The NYFF found space for two documentaries that seem to stretch the boundaries of non-fiction. “Caesar Must Die” tells us, with no narration, that the performance of “Julius Caesar” we’re watching happens to be put on not by professionals, but by prison inmates. “Caesar Must Die” is almost entirely Shakespeare’s play through constant rehearsals and performances, and it’s only briefly where we see these men in their true selves, defeated and resigned to a life behind bars. Similarly, “Leviathan” also hides it’s subject matter, working against itself consciously as a ninety minute you-are-there recreation of a fishing boat at see. Without context, the camera captures the heavy machinery of the boat as if they were tendrils stretching out to sea, a Lovecraftian nightmare accentuated by the endless rain and darker-than-black darkness that, we assume, is the sea. On Earth. Allegedly.

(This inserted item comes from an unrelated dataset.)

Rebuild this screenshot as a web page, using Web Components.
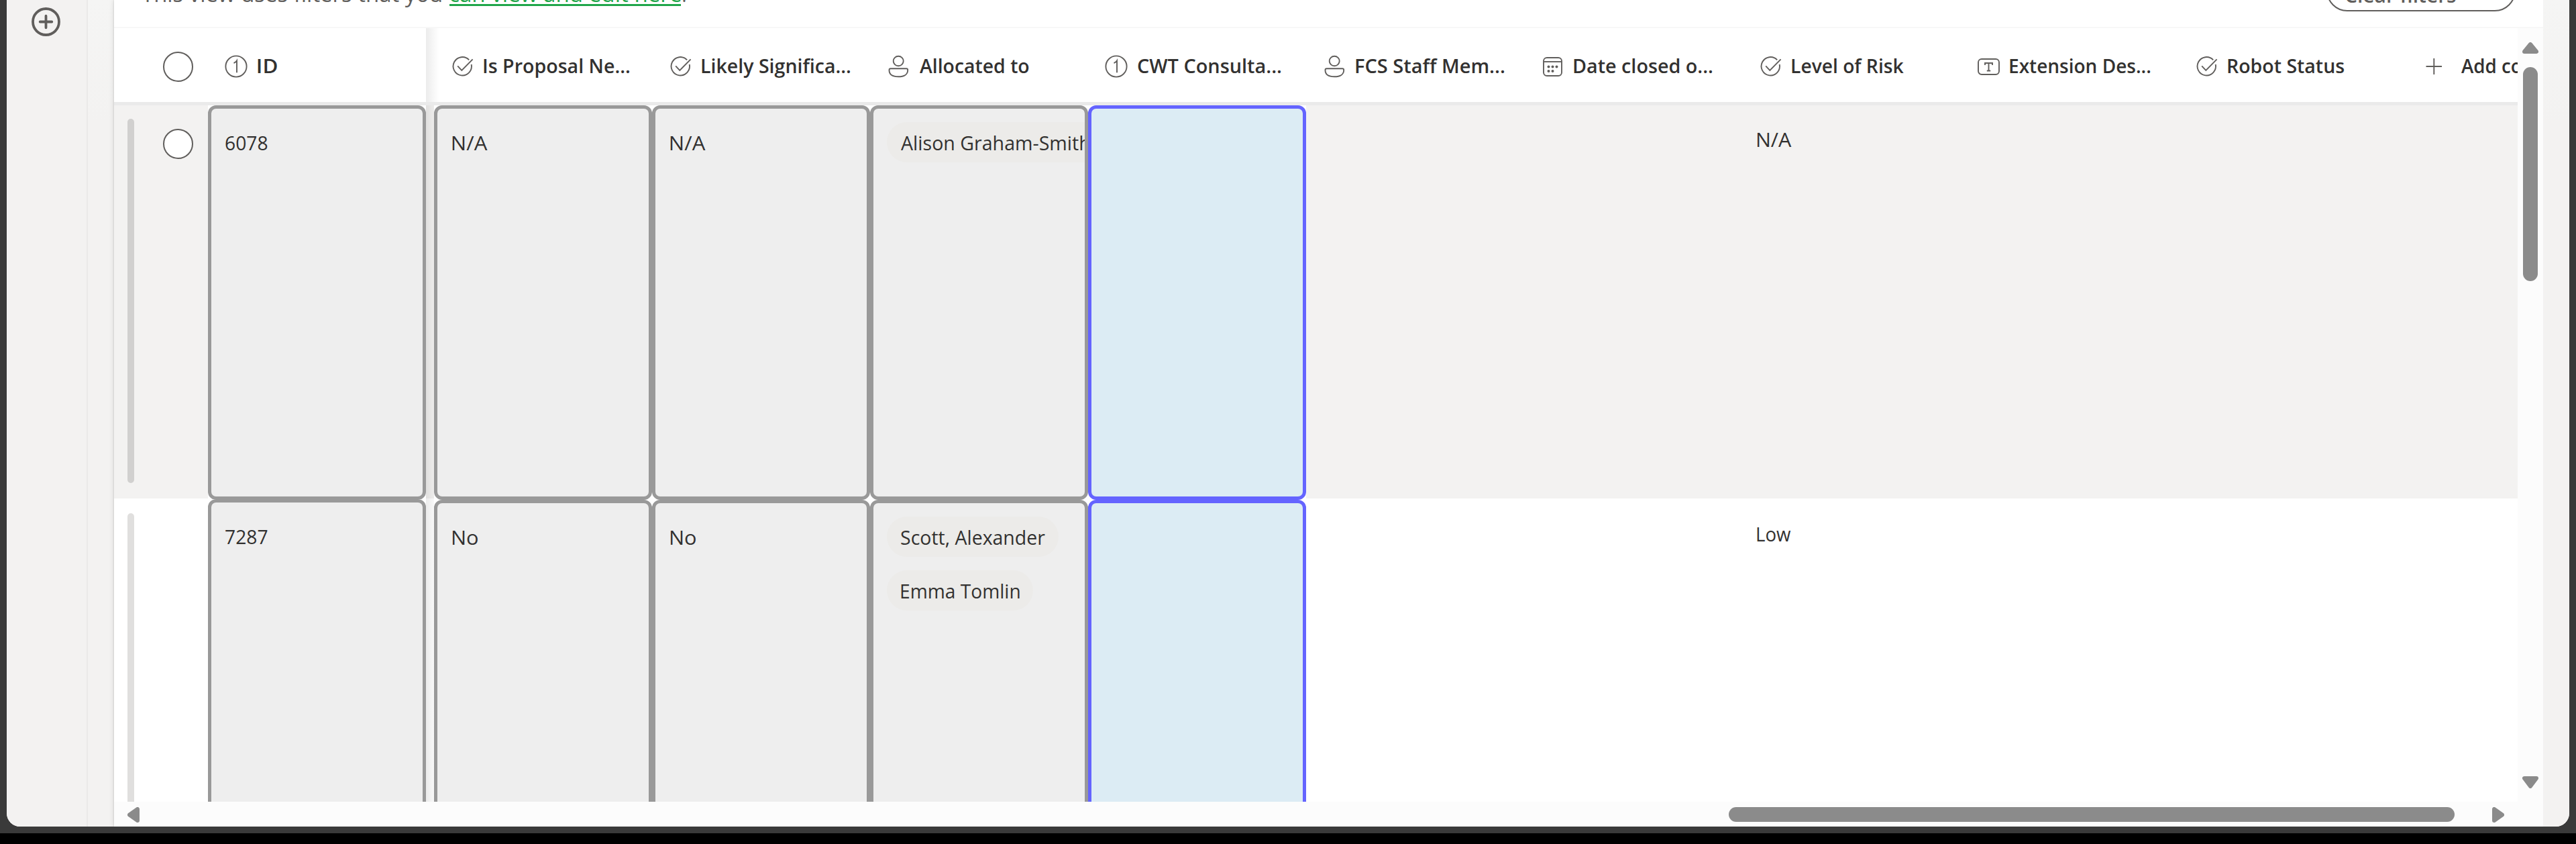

More straightforward, and nerdier perhaps, is “Room 237,” an OCD doc about the separate, sometimes bananas theories of a group of unrelated personalities who have spent countless hours pouring over Stanley Kubrick’s “The Shining.” Without a single talking head, Rodney Ascher’s funny low-fi doc takes us through footage of “The Shining” to piece together the minute elements of the film that these theorists slave over in their own words. Some seem plausible within the framework of the film, others absolutely insane. But the validity of these ideas is not the point, but rather the lengths some will go to put together the puzzle that is a film in their minds. It’s not as if Kubrick, and particularly “The Shining,” was without his eccentricities, making analysis of the film that much more maddening -- why is Jack reading a Playgirl in the lobby of the Overlook Hotel? Why does the television they watch have absolutely no electrical outlet?